> **Stored data**:
* begin *

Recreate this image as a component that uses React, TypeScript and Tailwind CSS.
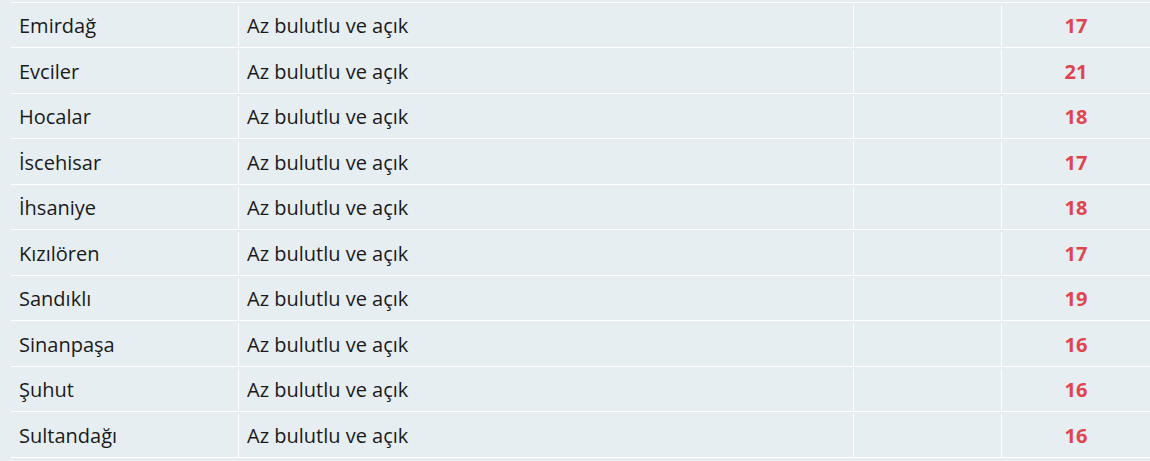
const rows: [string, string, number][] = [
  ['Emirdağ', 'Az bulutlu ve açık', 17],
  ['Evciler', 'Az bulutlu ve açık', 21],
  ['Hocalar', 'Az bulutlu ve açık', 18],
  ['İscehisar', 'Az bulutlu ve açık', 17],
  ['İhsaniye', 'Az bulutlu ve açık', 18],
  ['Kızılören', 'Az bulutlu ve açık', 17],
  ['Sandıklı', 'Az bulutlu ve açık', 19],
  ['Sinanpaşa', 'Az bulutlu ve açık', 16],
  ['Şuhut', 'Az bulutlu ve açık', 16],
  ['Sultandağı', 'Az bulutlu ve açık', 16],
];

export default function App() {
  return (
    <div
      className="h-[461px] w-[1150px] overflow-hidden bg-[#e7eef1] pl-[11px] pt-[2px] text-[20px] text-[#1a1a1a]"
      style={{ fontFamily: '"Open Sans", "Noto Sans", sans-serif' }}
    >
      <div className="border-b border-white">
        {rows.map(([town, sky, temp], i) => (
          <div
            key={town}
            className={`grid grid-cols-[228px_615px_148px_148px] border-t border-white pt-[2px] ${
              i % 2 === 0 ? 'h-[45px]' : 'h-[46px]'
            }`}
          >
            <div className="flex items-center border-r border-white pl-2">{town}</div>
            <div className="flex items-center border-r border-white pl-[8px]">{sky}</div>
            <div className="border-r border-white" />
            <div className="flex items-center justify-center font-bold text-[#e0454d]">{temp}</div>
          </div>
        ))}
      </div>
    </div>
  );
}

* end *

> **Do this**: Copy out all of the data word for word. Do not carry over any picture.

> **Task response**:
Recreate this image as a component that uses React, TypeScript and Tailwind CSS.
const rows: [string, string, number][] = [
  ['Emirdağ', 'Az bulutlu ve açık', 17],
  ['Evciler', 'Az bulutlu ve açık', 21],
  ['Hocalar', 'Az bulutlu ve açık', 18],
  ['İscehisar', 'Az bulutlu ve açık', 17],
  ['İhsaniye', 'Az bulutlu ve açık', 18],
  ['Kızılören', 'Az bulutlu ve açık', 17],
  ['Sandıklı', 'Az bulutlu ve açık', 19],
  ['Sinanpaşa', 'Az bulutlu ve açık', 16],
  ['Şuhut', 'Az bulutlu ve açık', 16],
  ['Sultandağı', 'Az bulutlu ve açık', 16],
];

export default function App() {
  return (
    <div
      className="h-[461px] w-[1150px] overflow-hidden bg-[#e7eef1] pl-[11px] pt-[2px] text-[20px] text-[#1a1a1a]"
      style={{ fontFamily: '"Open Sans", "Noto Sans", sans-serif' }}
    >
      <div className="border-b border-white">
        {rows.map(([town, sky, temp], i) => (
          <div
            key={town}
            className={`grid grid-cols-[228px_615px_148px_148px] border-t border-white pt-[2px] ${
              i % 2 === 0 ? 'h-[45px]' : 'h-[46px]'
            }`}
          >
            <div className="flex items-center border-r border-white pl-2">{town}</div>
            <div className="flex items-center border-r border-white pl-[8px]">{sky}</div>
            <div className="border-r border-white" />
            <div className="flex items-center justify-center font-bold text-[#e0454d]">{temp}</div>
          </div>
        ))}
      </div>
    </div>
  );
}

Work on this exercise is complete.